His research interests include modeling and control of industrial manipulators, force and visual control, cooperative robots, as well as modeling and control of flexible structures, active noise and vibration control and modeling, identification and control of smart actuators. He has published more than 100 journal and conference papers, he is author of the book: "Interaction Control of Robot Manipulators – Six-degrees-of-freedom tasks'' (Springer 2003) and co-author of the book: "Active Control of Flexible Structures'' (springer 2010).
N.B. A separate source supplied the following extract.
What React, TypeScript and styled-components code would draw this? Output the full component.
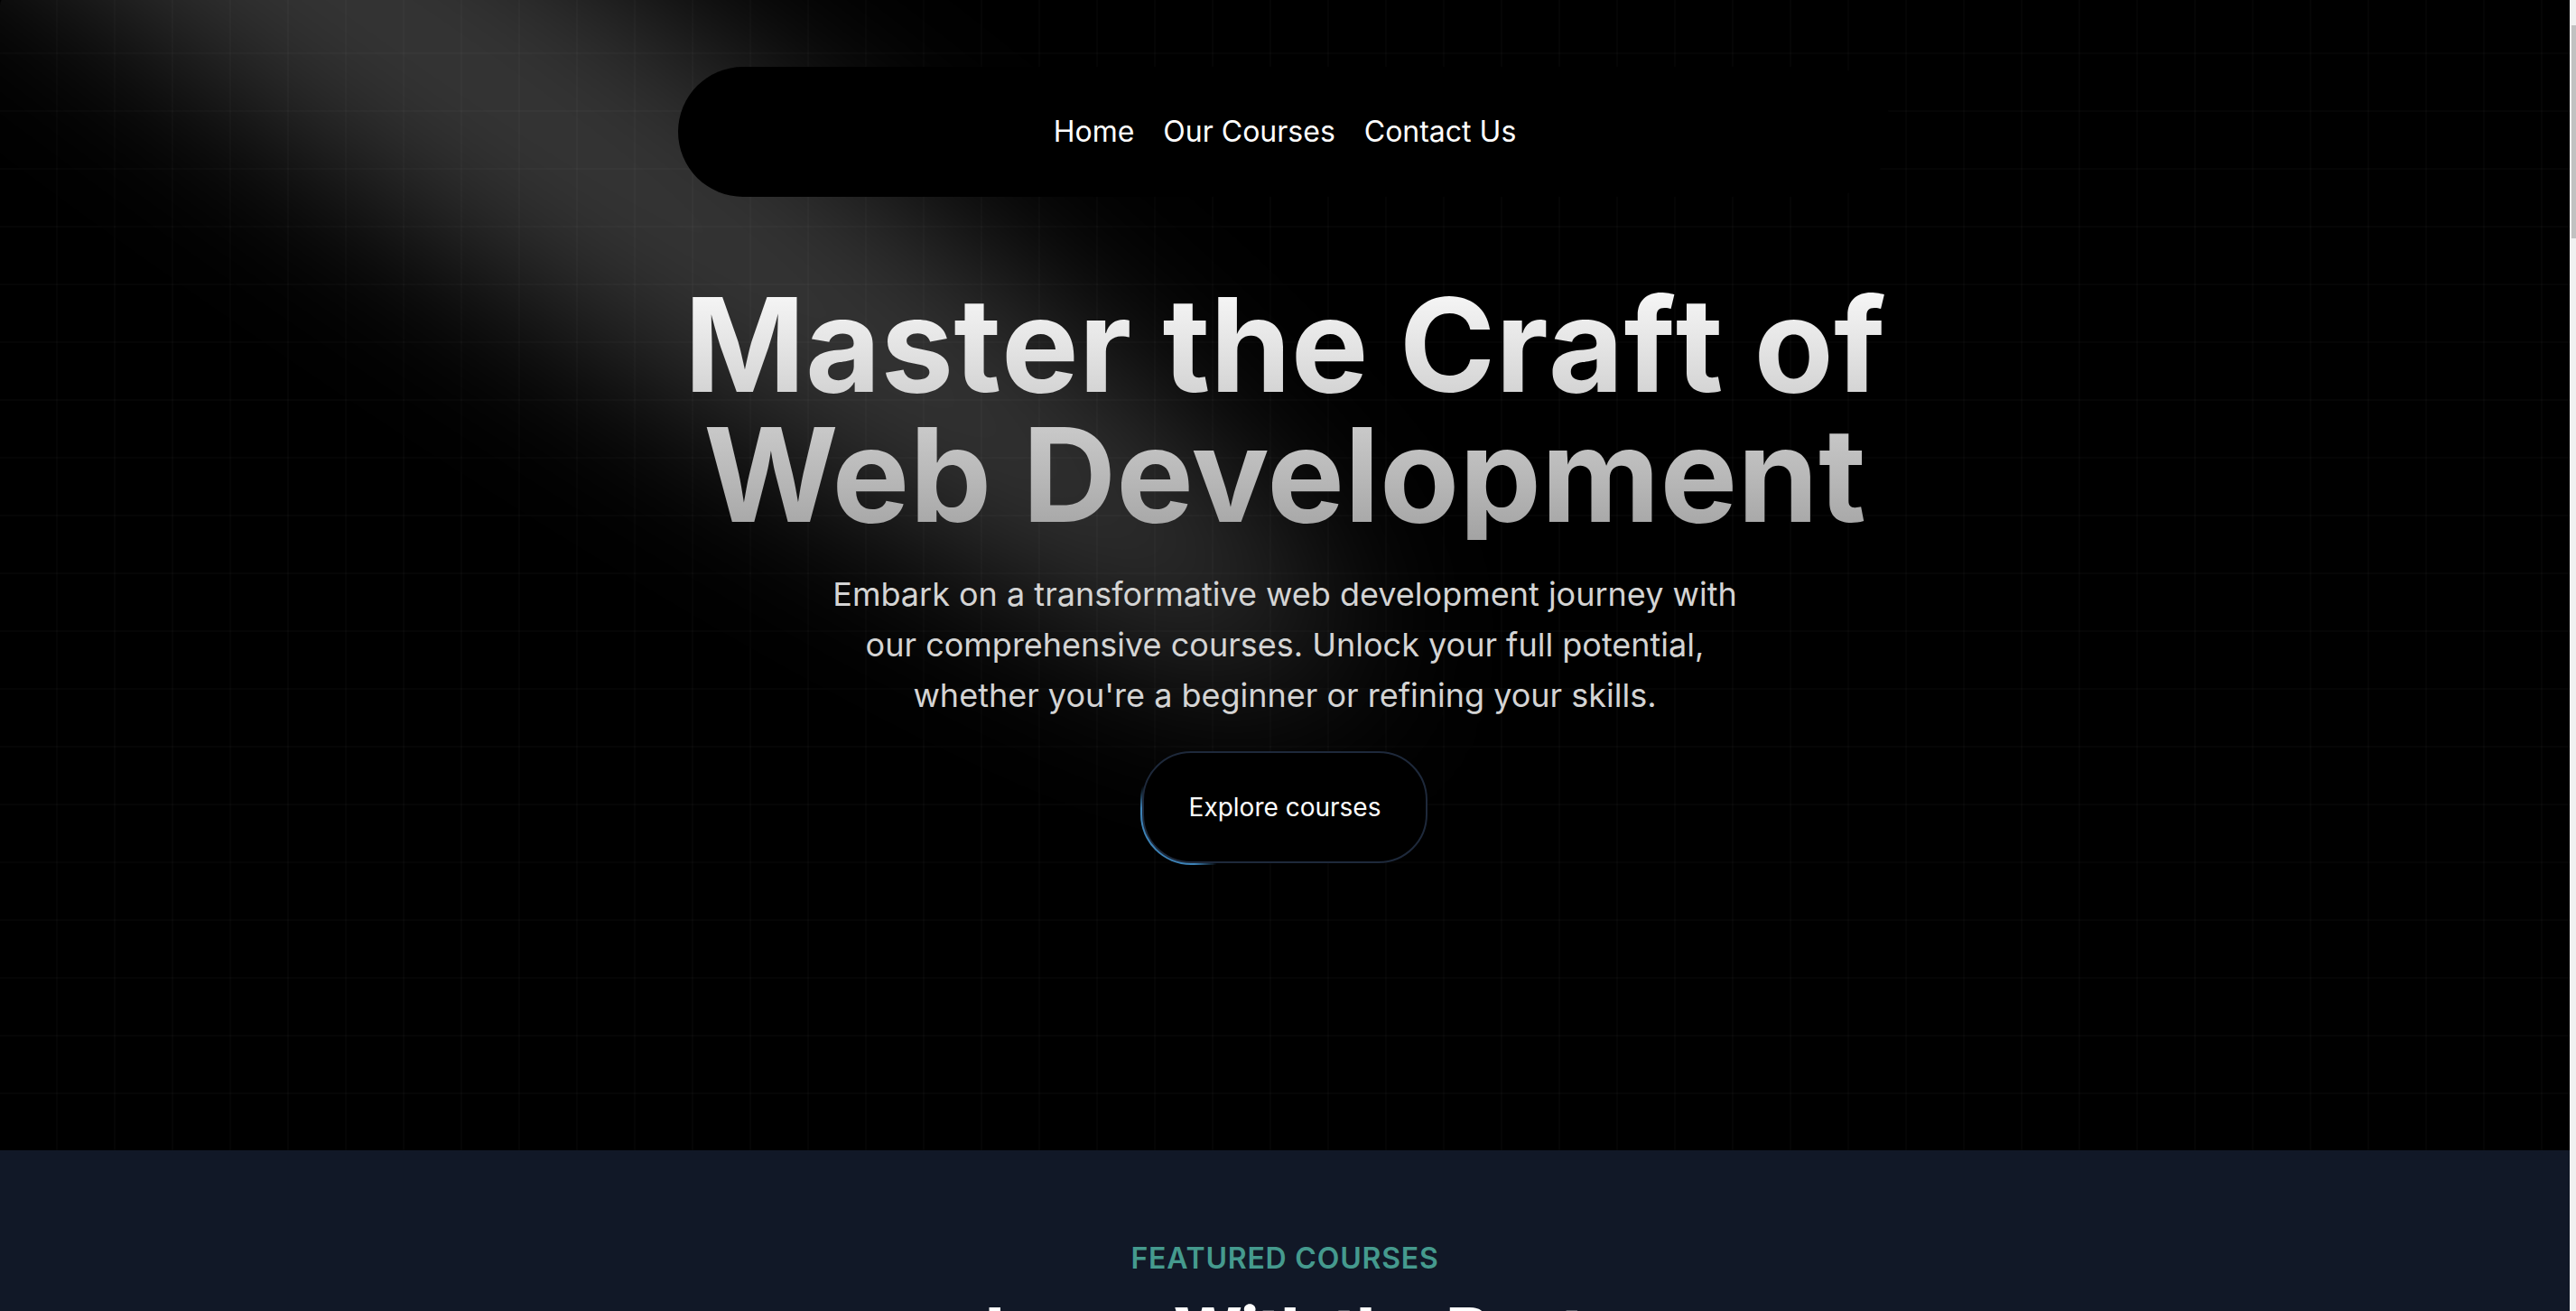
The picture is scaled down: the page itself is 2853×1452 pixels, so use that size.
import React from "react";
import styled, { createGlobalStyle } from "styled-components";

const GlobalStyle = createGlobalStyle`
  *, *::before, *::after { box-sizing: border-box; }
  body {
    margin: 0;
    background: #000;
    color: #fff;
    font-family: Inter, "Liberation Sans", sans-serif;
  }
  h1, h2, p { margin: 0; }
`;

const Viewport = styled.div`
  display: flex;
  height: 100vh;
  overflow: hidden;
`;

const Page = styled.main`
  flex: 1;
  min-width: 0;
`;

const Hero = styled.section`
  position: relative;
  display: flex;
  flex-direction: column;
  align-items: center;
  gap: 92px;
  min-height: 1280px;
  margin-top: -6px;
  padding: 80px 32px 0;
  border-radius: 12px;
  overflow: hidden;
  background:
    linear-gradient(rgba(255, 255, 255, 0.02) 2px, transparent 2px) 0 0 / 64px 64px,
    linear-gradient(to right, transparent 62px, rgba(255, 255, 255, 0.02) 62px) 0 0 / 64px 64px,
    #000;
`;

const SpotlightSvg = styled.svg`
  position: absolute;
  top: -160px;
  left: 480px;
  width: 84%;
  height: 169%;
  transform: translate(-50%, -40%);
  pointer-events: none;
`;

const NavBar = styled.nav`
  position: relative;
  display: flex;
  justify-content: center;
  gap: 32px;
  width: 100%;
  max-width: 1344px;
  padding: 48px 64px;
  border-radius: 72px;
  background: #000;
`;

const NavLink = styled.a`
  color: #fff;
  font-size: 32px;
  line-height: 48px;
  text-decoration: none;
`;

const Intro = styled.div`
  position: relative;
  display: flex;
  flex-direction: column;
  align-items: center;
  gap: 32px;
  text-align: center;
`;

const Title = styled.h1`
  max-width: 1400px;
  font-size: 144px;
  line-height: 144px;
  font-weight: 700;
  color: transparent;
  background: linear-gradient(to bottom, #fafafa, #a3a3a3);
  -webkit-background-clip: text;
  background-clip: text;
`;

/* Keeps the f and t of "Craft" from running into each other. */
const OpenPairs = styled.span`
  font-kerning: none;
`;

const Lead = styled.p`
  max-width: 1024px;
  color: #d4d4d4;
  font-size: 36px;
  line-height: 56px;
`;

const GlowButton = styled.button`
  width: 320px;
  height: 128px;
  padding: 2px;
  border: 0;
  border-radius: 56px;
  background: radial-gradient(
    circle at 20px 106px,
    rgba(71, 153, 214, 0.85) 45px,
    transparent 68px
  );
  font-family: inherit;
  cursor: pointer;
`;

const GlowButtonFace = styled.span`
  display: flex;
  align-items: center;
  justify-content: center;
  height: 100%;
  border: 2px solid #1e293b;
  border-radius: 54px;
  background: #000;
  color: #fff;
  font-size: 28px;
  line-height: 40px;
`;

const Featured = styled.section`
  display: flex;
  flex-direction: column;
  gap: 16px;
  padding: 96px 32px;
  background: #111827;
  text-align: center;
`;

const Eyebrow = styled.h2`
  color: #459a8e;
  font-size: 32px;
  line-height: 48px;
  font-weight: 600;
  letter-spacing: 0.025em;
  text-transform: uppercase;
`;

const FeaturedTitle = styled.p`
  font-size: 72px;
  line-height: 80px;
  font-weight: 800;
  letter-spacing: -0.025em;
`;

const ScrollTrack = styled.div`
  width: 7px;
  padding: 28px 0 0 2px;
  background: #f0f0f0;
`;

const ScrollThumb = styled.div`
  height: 236px;
  background: #c1c1c1;
`;

const links = ["Home", "Our Courses", "Contact Us"];

function Spotlight() {
  return (
    <SpotlightSvg viewBox="0 0 3787 2842" fill="none" aria-hidden="true">
      <g filter="url(#spotlight-blur)">
        <ellipse
          cx="1924.71"
          cy="273.501"
          rx="1924.71"
          ry="273.501"
          transform="matrix(-0.822377 -0.568943 -0.568943 0.822377 3631.88 2291.09)"
          fill="white"
          fillOpacity="0.21"
        />
      </g>
      <defs>
        <filter
          id="spotlight-blur"
          x="0.860352"
          y="0.838989"
          width="3785.16"
          height="2840.26"
          filterUnits="userSpaceOnUse"
          colorInterpolationFilters="sRGB"
        >
          <feGaussianBlur stdDeviation="151" />
        </filter>
      </defs>
    </SpotlightSvg>
  );
}

export default function App() {
  return (
    <Viewport>
      <GlobalStyle />
      <Page>
        <Hero>
          <Spotlight />
          <NavBar>
            {links.map((label) => (
              <NavLink key={label} href="#">
                {label}
              </NavLink>
            ))}
          </NavBar>
          <Intro>
            <Title>
              <OpenPairs>Master the Craft of</OpenPairs> Web Development
            </Title>
            <Lead>
              Embark on a transformative web development journey with our
              comprehensive courses. Unlock your full potential, whether you're
              a beginner or refining your skills.
            </Lead>
            <GlowButton type="button">
              <GlowButtonFace>Explore courses</GlowButtonFace>
            </GlowButton>
          </Intro>
        </Hero>
        <Featured>
          <Eyebrow>Featured Courses</Eyebrow>
          <FeaturedTitle>Learn With the Best</FeaturedTitle>
        </Featured>
      </Page>
      <ScrollTrack aria-hidden="true">
        <ScrollThumb />
      </ScrollTrack>
    </Viewport>
  );
}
He has been an Associate Editor of the IEEE Transactions on Control Systems Technology from 2009 to 2015 and he currently serves as Associate Editor of Automatica and the IEEE Robotics and Automation Letters.
He is the local Scientific Responsible of the following FP7 European projects: ECHORD (www.echord.info), SAPHARI (www.spahari.eu), LOCOMACHS (www.lochomacs.eu), EUROC (www.euroc-project.eu).